___ Source excerpt ___

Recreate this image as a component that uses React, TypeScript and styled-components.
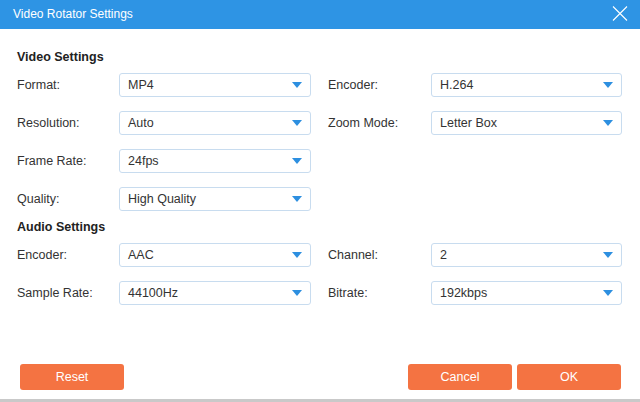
import React, { FC } from 'react';
import styled, { createGlobalStyle } from 'styled-components';

const GlobalStyle = createGlobalStyle`
  html, body {
    margin: 0;
    padding: 0;
    background: #ffffff;
  }
  body {
    font-family: 'Liberation Sans', Arial, sans-serif;
    color: #333333;
  }
`;

type Field = { label: string; value: string };
type Row = { left: Field; right?: Field };

const videoRows: Row[] = [
  { left: { label: 'Format:', value: 'MP4' }, right: { label: 'Encoder:', value: 'H.264' } },
  { left: { label: 'Resolution:', value: 'Auto' }, right: { label: 'Zoom Mode:', value: 'Letter Box' } },
  { left: { label: 'Frame Rate:', value: '24fps' } },
  { left: { label: 'Quality:', value: 'High Quality' } },
];

const audioRows: Row[] = [
  { left: { label: 'Encoder:', value: 'AAC' }, right: { label: 'Channel:', value: '2' } },
  { left: { label: 'Sample Rate:', value: '44100Hz' }, right: { label: 'Bitrate:', value: '192kbps' } },
];

const Select: FC<{ value: string }> = ({ value }) => (
  <SelectBox>
    <span>{value}</span>
    <svg width="10" height="6" viewBox="0 0 10 6">
      <path d="M0 0 H10 L5 6 Z" fill="#2d8fe0" />
    </svg>
  </SelectBox>
);

const Section: FC<{ title: string; rows: Row[] }> = ({ title, rows }) => (
  <SectionWrap>
    <Heading>{title}</Heading>
    <Grid>
      {rows.map((r, i) => (
        <React.Fragment key={i}>
          <Label>{r.left.label}</Label>
          <Select value={r.left.value} />
          {r.right ? (
            <>
              <Label $right>{r.right.label}</Label>
              <Select value={r.right.value} />
            </>
          ) : (
            <>
              <span />
              <span />
            </>
          )}
        </React.Fragment>
      ))}
    </Grid>
  </SectionWrap>
);

const App: FC = () => {
  return (
    <Dialog>
      <GlobalStyle />
      <TitleBar>
        <span>Video Rotator Settings</span>
        <CloseIcon width="16" height="15" viewBox="0 0 16 15">
          <path d="M1 0.5 L15 14.5 M15 0.5 L1 14.5" stroke="#ffffff" strokeWidth="1.1" fill="none" />
        </CloseIcon>
      </TitleBar>
      <Body>
        <Section title="Video Settings" rows={videoRows} />
        <Section title="Audio Settings" rows={audioRows} />
      </Body>
      <Footer>
        <Button>Reset</Button>
        <div className="right">
          <Button>Cancel</Button>
          <Button>OK</Button>
        </div>
      </Footer>
    </Dialog>
  );
};

const Dialog = styled.div`
  width: 640px;
  height: 402px;
  display: flex;
  flex-direction: column;
  background: #ffffff;
  border-bottom: 3px solid #c9c9c9;
  box-sizing: border-box;
`;

const TitleBar = styled.div`
  height: 29px;
  flex: none;
  background-color: #2e94e4;
  color: #ffffff;
  display: flex;
  align-items: center;
  justify-content: space-between;
  padding: 0 13px 0 13px;
  font-size: 12px;
  > span {
    margin-top: -1px;
  }
`;

const CloseIcon = styled.svg`
  display: block;
  margin-right: -1px;
  margin-top: -2px;
`;

const Body = styled.div`
  flex: 1;
  padding: 20px 18px 0 17px;
  display: flex;
  flex-direction: column;
  gap: 8px;
`;

const SectionWrap = styled.div`
  display: flex;
  flex-direction: column;
  gap: 8px;
`;

const Heading = styled.div`
  font-weight: bold;
  font-size: 12.5px;
  line-height: 16px;
  color: #222222;
`;

const Grid = styled.div`
  display: grid;
  grid-template-columns: 102px 192px 120px 191px;
  row-gap: 14px;
  align-items: center;
`;

const Label = styled.div<{ $right?: boolean }>`
  font-size: 12.5px;
  color: #333333;
  margin-left: ${({ $right }) => ($right ? '17px' : '0')};
`;

const SelectBox = styled.div`
  height: 24px;
  box-sizing: border-box;
  border: 1px solid #c8dcef;
  border-radius: 3px;
  display: flex;
  align-items: center;
  justify-content: space-between;
  padding: 0 8px 0 8px;
  font-size: 12.5px;
  color: #333333;
  background: #ffffff;
`;

const Footer = styled.div`
  flex: none;
  display: flex;
  justify-content: space-between;
  padding: 0 19px 9px 20px;
  .right {
    display: flex;
    gap: 5px;
  }
`;

const Button = styled.button`
  width: 104px;
  height: 26px;
  border: none;
  border-radius: 3px;
  background-color: #f47342;
  color: #ffffff;
  font-family: 'Liberation Sans', Arial, sans-serif;
  font-size: 12.5px;
  padding: 0;
`;

export default App;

___

• _What you should do_: Without the pictures, write out the whole listing above exactly as it appears.

• _Final answer_:
Recreate this image as a component that uses React, TypeScript and styled-components.
import React, { FC } from 'react';
import styled, { createGlobalStyle } from 'styled-components';

const GlobalStyle = createGlobalStyle`
  html, body {
    margin: 0;
    padding: 0;
    background: #ffffff;
  }
  body {
    font-family: 'Liberation Sans', Arial, sans-serif;
    color: #333333;
  }
`;

type Field = { label: string; value: string };
type Row = { left: Field; right?: Field };

const videoRows: Row[] = [
  { left: { label: 'Format:', value: 'MP4' }, right: { label: 'Encoder:', value: 'H.264' } },
  { left: { label: 'Resolution:', value: 'Auto' }, right: { label: 'Zoom Mode:', value: 'Letter Box' } },
  { left: { label: 'Frame Rate:', value: '24fps' } },
  { left: { label: 'Quality:', value: 'High Quality' } },
];

const audioRows: Row[] = [
  { left: { label: 'Encoder:', value: 'AAC' }, right: { label: 'Channel:', value: '2' } },
  { left: { label: 'Sample Rate:', value: '44100Hz' }, right: { label: 'Bitrate:', value: '192kbps' } },
];

const Select: FC<{ value: string }> = ({ value }) => (
  <SelectBox>
    <span>{value}</span>
    <svg width="10" height="6" viewBox="0 0 10 6">
      <path d="M0 0 H10 L5 6 Z" fill="#2d8fe0" />
    </svg>
  </SelectBox>
);

const Section: FC<{ title: string; rows: Row[] }> = ({ title, rows }) => (
  <SectionWrap>
    <Heading>{title}</Heading>
    <Grid>
      {rows.map((r, i) => (
        <React.Fragment key={i}>
          <Label>{r.left.label}</Label>
          <Select value={r.left.value} />
          {r.right ? (
            <>
              <Label $right>{r.right.label}</Label>
              <Select value={r.right.value} />
            </>
          ) : (
            <>
              <span />
              <span />
            </>
          )}
        </React.Fragment>
      ))}
    </Grid>
  </SectionWrap>
);

const App: FC = () => {
  return (
    <Dialog>
      <GlobalStyle />
      <TitleBar>
        <span>Video Rotator Settings</span>
        <CloseIcon width="16" height="15" viewBox="0 0 16 15">
          <path d="M1 0.5 L15 14.5 M15 0.5 L1 14.5" stroke="#ffffff" strokeWidth="1.1" fill="none" />
        </CloseIcon>
      </TitleBar>
      <Body>
        <Section title="Video Settings" rows={videoRows} />
        <Section title="Audio Settings" rows={audioRows} />
      </Body>
      <Footer>
        <Button>Reset</Button>
        <div className="right">
          <Button>Cancel</Button>
          <Button>OK</Button>
        </div>
      </Footer>
    </Dialog>
  );
};

const Dialog = styled.div`
  width: 640px;
  height: 402px;
  display: flex;
  flex-direction: column;
  background: #ffffff;
  border-bottom: 3px solid #c9c9c9;
  box-sizing: border-box;
`;

const TitleBar = styled.div`
  height: 29px;
  flex: none;
  background-color: #2e94e4;
  color: #ffffff;
  display: flex;
  align-items: center;
  justify-content: space-between;
  padding: 0 13px 0 13px;
  font-size: 12px;
  > span {
    margin-top: -1px;
  }
`;

const CloseIcon = styled.svg`
  display: block;
  margin-right: -1px;
  margin-top: -2px;
`;

const Body = styled.div`
  flex: 1;
  padding: 20px 18px 0 17px;
  display: flex;
  flex-direction: column;
  gap: 8px;
`;

const SectionWrap = styled.div`
  display: flex;
  flex-direction: column;
  gap: 8px;
`;

const Heading = styled.div`
  font-weight: bold;
  font-size: 12.5px;
  line-height: 16px;
  color: #222222;
`;

const Grid = styled.div`
  display: grid;
  grid-template-columns: 102px 192px 120px 191px;
  row-gap: 14px;
  align-items: center;
`;

const Label = styled.div<{ $right?: boolean }>`
  font-size: 12.5px;
  color: #333333;
  margin-left: ${({ $right }) => ($right ? '17px' : '0')};
`;

const SelectBox = styled.div`
  height: 24px;
  box-sizing: border-box;
  border: 1px solid #c8dcef;
  border-radius: 3px;
  display: flex;
  align-items: center;
  justify-content: space-between;
  padding: 0 8px 0 8px;
  font-size: 12.5px;
  color: #333333;
  background: #ffffff;
`;

const Footer = styled.div`
  flex: none;
  display: flex;
  justify-content: space-between;
  padding: 0 19px 9px 20px;
  .right {
    display: flex;
    gap: 5px;
  }
`;

const Button = styled.button`
  width: 104px;
  height: 26px;
  border: none;
  border-radius: 3px;
  background-color: #f47342;
  color: #ffffff;
  font-family: 'Liberation Sans', Arial, sans-serif;
  font-size: 12.5px;
  padding: 0;
`;

export default App;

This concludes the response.